Roman Catholicism, on the other hand, places a high value on human reason. Its history shows the consequence of that trust. For example, in the Latin Middle Ages, the 13th century, the theologian-philosopher, Thomas Aquinas, joined “Christianity” with the philosophy of Aristotle. From that period til now, the Latins have never wavered in their respect for human wisdom; and it has radically altered the theology, mysteries and institutions of the Christian religion.

This difference of “philosophy of philosophy” explains much of the difference between East and West.  While Eastern scholars will make references to Plato, etc. (as does the Gospel of John with its discussion of the logos), it only borrows concepts as illustrations.  Augustine, who belonged to the Latin side, not the Greek, took a different approach.

Augustine – Saint or Heretic?

Augustine was a Manichaean as well as a neo-Platonist before he was a Christian, and a major focus of his thinking was merging his philosophical ideas with Christianity – ideas which included a continued belief in the eternal forms of Plato as existing alongside God, dualism, and the fallen man.  Augustine, who was largely unknown in the Eastern Church until the 14th Century or so, is the major shaper of Western Christianity, introducing – I’ll even say inventing – concepts like the doctrine of original sin and the total depravity of man.  His views not only heavily influenced the Roman Catholic Church, but also is the foundation for Reformed theology (Calvinism).

While accepted as a saint by the Orthodox, his ideas are largely rejected by them, with some recent Orthodox scholars taking the position that he was a heretic, and see him (rightly, I believe) as a major cause of the East-West schism.  Of course, the Orthodox don’t consider the Church Fathers to be inerrant, and some are more inerrant than others.  Augustine is seen as being in the “more” category.

What this means is, of course, that many of the doctrines and concepts that we take for granted, such as original sin, inherited guilt, total depravity, penal atonement, dualism, a Roman judicial interpretation of justification, and the concept of the “angry God” do not exist in the early church or in the Eastern church.  Furthermore many of these concepts are not Biblical or derived from Apostolic tradition, but began as philosophical beliefs that Augustine felt needed to be reconciled with Christianity.

Aquinas to Ockham to Luther

Thus began a Western tradition of basing theology on philosophy.  Subsequent to Augustine was Thomas Aquinas, who followed Aristotle instead of Plato.  Aquinas’ shift away from Plato caused a bit of strife in the Roman church, but eventually the majority of the church adopted his rationalistic approach. While Thomas still believed in a God limited by the eternal forms, he further altered Christian thought by basing all revelation on our 5 senses.

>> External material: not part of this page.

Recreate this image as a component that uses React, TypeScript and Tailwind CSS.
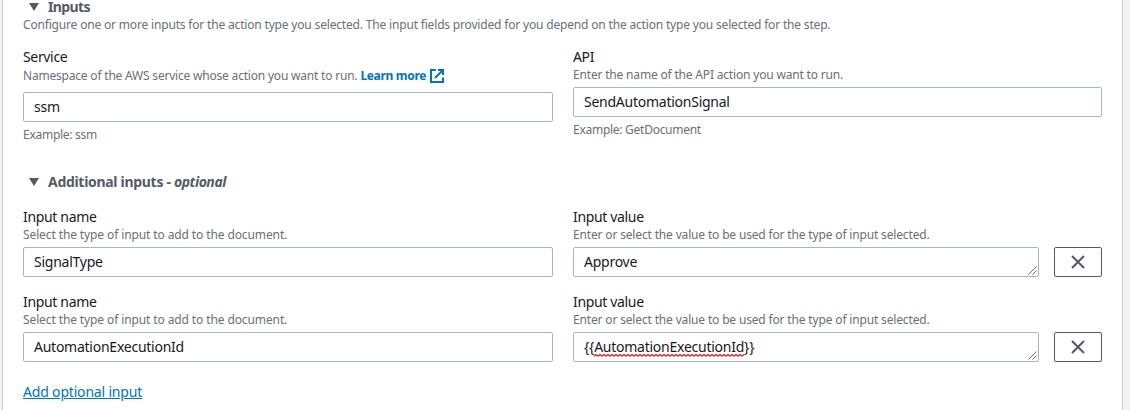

It wasn’t until William of Ockham (or Occam) – one of my heroes – that we got rid of the eternal forms, and finally back to a Biblical concept of God who actually had free will, who was not limited by some external ideals of “good,” “just,” and so on.   This is what Occam’s Razer was all about, but that’s another topic.  It was this school of thought – away from the limitations of Plato and Aristotle, and Augustine – that provided the backdrop for Martin Luther’s theology.  As I stated in my prior post, Luther also saw the error of basing theology on reason.   Luther also saw the error of Augustine’s concept of the angry God, instead finding that the Bible taught a loving God.  While Luther inherited much from Augustine – as did everyone – his theology was a major correction in a number of areas, and is probably the closest to the Eastern church than any other major Western theologian, even teaching the concept of theosis.  Calvin, however, is another story, and I’ll get to him soon.

So?

We now have a Western church tradition that has been tossed to and fro by every wind of philosophy.  Meanwhile, back East, nothing has changed.  They’ve had 7 major church councils to deal with some issues, but essentially nothing’s changed.  No new theories about the nature of God, no new theories about justification, and no need for a reformation.

My original question was, how can we find a pure expression of Christianity that is unaltered by Plato, Aristotle, Augustine or the Enlightenment?  Especially after Descartes, in the west, we’re pretty much toast.  Our worldview – our entire context for understanding the Bible and early church teaching – has been hijacked not once, but several times.  In this context, it seems that to even try to discuss evangelical theology is pretty much a bust.  Even if the church is semper reformanda (always reforming), it’s reforming into what? To the 1800’s?  The Reformation?  Augustine?  It seems to me that the only way to evaluate theology is to compare it to that of the Eastern Church; even if you don’t accept that as “true,” you have to admit it is the only theology free from all of the Western baggage.

Again, I’m still a rationalist.  But, God does call for us to think, just not to let our ability to understand control our belief.

NOTE:  A friend on Facebook questioned my comment, “I’m still a rationalist.”  It was a poor choice of words, or at least not adequately explained.  What I meant was that I’ve been steeped in Western rationalism, and still naturally think like a rationalist.  However, I am not a rationalist in the sense that I don’t limit my ability to believe on my – or someone else’s – ability to understand or explain something.